▶ Task brief
Quote all lines below exactly. Images stay out.

▶ Stored data

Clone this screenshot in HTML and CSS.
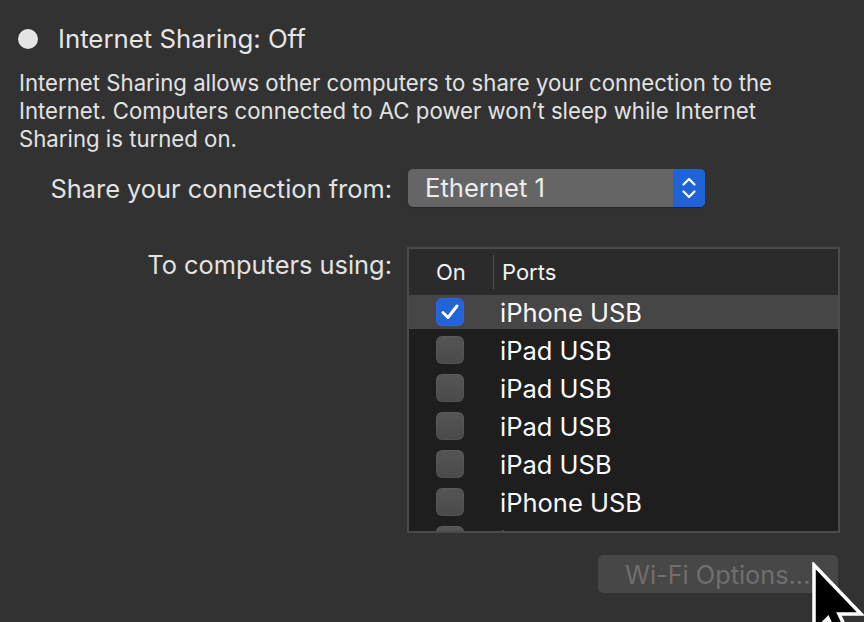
FILE: index.html
```html
<!DOCTYPE html>
<html>
<head>
    <meta charset="UTF-8">
    <title>Sharing | Internet Sharing</title>
    <link rel="stylesheet" href="styles.css">
</head>
<body>
    <div class="pane">
        <div class="status">
            <span class="dot"></span>
            <h1>Internet Sharing: Off</h1>
        </div>
        <p class="desc">Internet Sharing allows other computers to share your connection to the Internet. Computers connected to AC power won’t sleep while Internet Sharing is turned on.</p>

        <div class="field">
            <label>Share your connection from:</label>
            <div class="popup">
                <span class="popup-text">Ethernet 1</span>
                <span class="popup-arrows">
                    <svg width="18" height="26" viewBox="0 0 18 26"><path d="M3.5 9.5 L9 4 L14.5 9.5 M3.5 16.5 L9 22 L14.5 16.5" fill="none" stroke="#fff" stroke-width="2.2" stroke-linecap="round" stroke-linejoin="round"/></svg>
                </span>
            </div>
        </div>

        <div class="field field-top">
            <label>To computers using:</label>
            <div class="right-col">
                <div class="ports">
                    <div class="ports-head">
                        <span class="col-on">On</span>
                        <span class="col-sep"></span>
                        <span class="col-ports">Ports</span>
                    </div>
                    <div class="ports-body">
                        <div class="port selected"><span class="check on"><svg width="24" height="24" viewBox="0 0 24 24"><path d="M5 12.5 L10 17.5 L19 6" fill="none" stroke="#fff" stroke-width="3" stroke-linecap="round" stroke-linejoin="round"/></svg></span><span class="port-name">iPhone USB</span></div>
                        <div class="port"><span class="check"></span><span class="port-name">iPad USB</span></div>
                        <div class="port"><span class="check"></span><span class="port-name">iPad USB</span></div>
                        <div class="port"><span class="check"></span><span class="port-name">iPad USB</span></div>
                        <div class="port"><span class="check"></span><span class="port-name">iPad USB</span></div>
                        <div class="port"><span class="check"></span><span class="port-name">iPhone USB</span></div>
                        <div class="port"><span class="check"></span><span class="port-name">iPad USB</span></div>
                    </div>
                </div>
                <button class="wifi-btn" disabled>Wi-Fi Options...</button>
            </div>
        </div>
    </div>

    <svg class="cursor" width="56" height="62" viewBox="0 0 56 62">
        <path d="M3 3 L3 70 L17 56 L27 78 L38 73 L28 52 L50 52 Z" fill="#000" stroke="#fff" stroke-width="3.5" stroke-linejoin="miter"/>
    </svg>
</body>
</html>
```

FILE: styles.css
```css
body {
    margin: 0;
    background: #323232;
    font-family: Inter, "Noto Sans", sans-serif;
    color: #e2e2e2;
    overflow: hidden;
}

.pane {
    padding: 23px 0 0 19px;
    width: 821px;
}

.status {
    display: flex;
    align-items: center;
    gap: 20px;
}
.dot {
    width: 20px;
    height: 20px;
    border-radius: 50%;
    background: #e4e4e4;
    margin-left: -1px;
}
.status h1 {
    margin: 0;
    font-size: 25.8px;
    font-weight: 400;
    line-height: 31px;
    color: #e6e6e6;
}

.desc {
    margin: 15px 0 0 0;
    font-size: 22.2px;
    line-height: 28px;
    width: 766px;
}

.field {
    display: grid;
    grid-template-columns: 373px auto;
    column-gap: 16px;
    align-items: center;
    margin-top: 16px;
}
.field label {
    text-align: right;
    font-size: 25.4px;
}
.field-top {
    align-items: start;
    margin-top: 40px;
}
.field-top label {
    margin-top: 2px;
}

.popup {
    display: flex;
    width: 297px;
    height: 38px;
    border-radius: 5px;
    background: #656565;
    overflow: hidden;
    box-shadow: 0 1px 1px rgba(0,0,0,0.3);
}
.popup-text {
    flex: 1;
    padding-left: 17px;
    font-size: 25.6px;
    line-height: 38px;
    color: #ececec;
}
.popup-arrows {
    width: 32px;
    background: #1f63d6;
    display: flex;
    align-items: center;
    justify-content: center;
}

.right-col {
    display: flex;
    flex-direction: column;
    align-items: flex-end;
    margin-left: -1px;
}
.ports {
    width: 429px;
    height: 282px;
    border: 2px solid #4b4b4b;
    background: #1e1e1e;
    overflow: hidden;
}
.ports-head {
    display: flex;
    align-items: center;
    height: 46px;
    background: #2b2b2b;
    font-size: 22px;
    color: #f2f2f2;
}
.col-on {
    width: 57px;
    padding-left: 27px;
}
.col-sep {
    width: 1px;
    height: 34px;
    background: #505050;
}
.col-ports {
    padding-left: 8px;
}

.port {
    display: flex;
    align-items: center;
    height: 38px;
}
.port.selected {
    height: 34px;
    margin-bottom: 2px;
    background: #464646;
}
.check {
    width: 28px;
    height: 28px;
    margin-left: 27px;
    border-radius: 6px;
    background: linear-gradient(#555, #4a4a4a);
    box-shadow: inset 0 0 0 1px rgba(255,255,255,0.04);
    display: flex;
    align-items: center;
    justify-content: center;
}
.check.on {
    background: #2464d9;
}
.port-name {
    margin-left: 36px;
    font-size: 25.5px;
    color: #fafafa;
}

.wifi-btn {
    margin-top: 22px;
    width: 240px;
    height: 38px;
    margin-right: 2px;
    border: none;
    border-radius: 5px;
    background: #474747;
    color: #6f6f6f;
    font-family: Inter, "Noto Sans", sans-serif;
    font-size: 25.3px;
    text-align: left;
    padding-left: 27px;
}

.cursor {
    position: absolute;
    left: 811px;
    top: 562px;
}
```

▶ Written solution
Clone this screenshot in HTML and CSS.
FILE: index.html
```html
<!DOCTYPE html>
<html>
<head>
    <meta charset="UTF-8">
    <title>Sharing | Internet Sharing</title>
    <link rel="stylesheet" href="styles.css">
</head>
<body>
    <div class="pane">
        <div class="status">
            <span class="dot"></span>
            <h1>Internet Sharing: Off</h1>
        </div>
        <p class="desc">Internet Sharing allows other computers to share your connection to the Internet. Computers connected to AC power won’t sleep while Internet Sharing is turned on.</p>

        <div class="field">
            <label>Share your connection from:</label>
            <div class="popup">
                <span class="popup-text">Ethernet 1</span>
                <span class="popup-arrows">
                    <svg width="18" height="26" viewBox="0 0 18 26"><path d="M3.5 9.5 L9 4 L14.5 9.5 M3.5 16.5 L9 22 L14.5 16.5" fill="none" stroke="#fff" stroke-width="2.2" stroke-linecap="round" stroke-linejoin="round"/></svg>
                </span>
            </div>
        </div>

        <div class="field field-top">
            <label>To computers using:</label>
            <div class="right-col">
                <div class="ports">
                    <div class="ports-head">
                        <span class="col-on">On</span>
                        <span class="col-sep"></span>
                        <span class="col-ports">Ports</span>
                    </div>
                    <div class="ports-body">
                        <div class="port selected"><span class="check on"><svg width="24" height="24" viewBox="0 0 24 24"><path d="M5 12.5 L10 17.5 L19 6" fill="none" stroke="#fff" stroke-width="3" stroke-linecap="round" stroke-linejoin="round"/></svg></span><span class="port-name">iPhone USB</span></div>
                        <div class="port"><span class="check"></span><span class="port-name">iPad USB</span></div>
                        <div class="port"><span class="check"></span><span class="port-name">iPad USB</span></div>
                        <div class="port"><span class="check"></span><span class="port-name">iPad USB</span></div>
                        <div class="port"><span class="check"></span><span class="port-name">iPad USB</span></div>
                        <div class="port"><span class="check"></span><span class="port-name">iPhone USB</span></div>
                        <div class="port"><span class="check"></span><span class="port-name">iPad USB</span></div>
                    </div>
                </div>
                <button class="wifi-btn" disabled>Wi-Fi Options...</button>
            </div>
        </div>
    </div>

    <svg class="cursor" width="56" height="62" viewBox="0 0 56 62">
        <path d="M3 3 L3 70 L17 56 L27 78 L38 73 L28 52 L50 52 Z" fill="#000" stroke="#fff" stroke-width="3.5" stroke-linejoin="miter"/>
    </svg>
</body>
</html>
```

FILE: styles.css
```css
body {
    margin: 0;
    background: #323232;
    font-family: Inter, "Noto Sans", sans-serif;
    color: #e2e2e2;
    overflow: hidden;
}

.pane {
    padding: 23px 0 0 19px;
    width: 821px;
}

.status {
    display: flex;
    align-items: center;
    gap: 20px;
}
.dot {
    width: 20px;
    height: 20px;
    border-radius: 50%;
    background: #e4e4e4;
    margin-left: -1px;
}
.status h1 {
    margin: 0;
    font-size: 25.8px;
    font-weight: 400;
    line-height: 31px;
    color: #e6e6e6;
}

.desc {
    margin: 15px 0 0 0;
    font-size: 22.2px;
    line-height: 28px;
    width: 766px;
}

.field {
    display: grid;
    grid-template-columns: 373px auto;
    column-gap: 16px;
    align-items: center;
    margin-top: 16px;
}
.field label {
    text-align: right;
    font-size: 25.4px;
}
.field-top {
    align-items: start;
    margin-top: 40px;
}
.field-top label {
    margin-top: 2px;
}

.popup {
    display: flex;
    width: 297px;
    height: 38px;
    border-radius: 5px;
    background: #656565;
    overflow: hidden;
    box-shadow: 0 1px 1px rgba(0,0,0,0.3);
}
.popup-text {
    flex: 1;
    padding-left: 17px;
    font-size: 25.6px;
    line-height: 38px;
    color: #ececec;
}
.popup-arrows {
    width: 32px;
    background: #1f63d6;
    display: flex;
    align-items: center;
    justify-content: center;
}

.right-col {
    display: flex;
    flex-direction: column;
    align-items: flex-end;
    margin-left: -1px;
}
.ports {
    width: 429px;
    height: 282px;
    border: 2px solid #4b4b4b;
    background: #1e1e1e;
    overflow: hidden;
}
.ports-head {
    display: flex;
    align-items: center;
    height: 46px;
    background: #2b2b2b;
    font-size: 22px;
    color: #f2f2f2;
}
.col-on {
    width: 57px;
    padding-left: 27px;
}
.col-sep {
    width: 1px;
    height: 34px;
    background: #505050;
}
.col-ports {
    padding-left: 8px;
}

.port {
    display: flex;
    align-items: center;
    height: 38px;
}
.port.selected {
    height: 34px;
    margin-bottom: 2px;
    background: #464646;
}
.check {
    width: 28px;
    height: 28px;
    margin-left: 27px;
    border-radius: 6px;
    background: linear-gradient(#555, #4a4a4a);
    box-shadow: inset 0 0 0 1px rgba(255,255,255,0.04);
    display: flex;
    align-items: center;
    justify-content: center;
}
.check.on {
    background: #2464d9;
}
.port-name {
    margin-left: 36px;
    font-size: 25.5px;
    color: #fafafa;
}

.wifi-btn {
    margin-top: 22px;
    width: 240px;
    height: 38px;
    margin-right: 2px;
    border: none;
    border-radius: 5px;
    background: #474747;
    color: #6f6f6f;
    font-family: Inter, "Noto Sans", sans-serif;
    font-size: 25.3px;
    text-align: left;
    padding-left: 27px;
}

.cursor {
    position: absolute;
    left: 811px;
    top: 562px;
}
```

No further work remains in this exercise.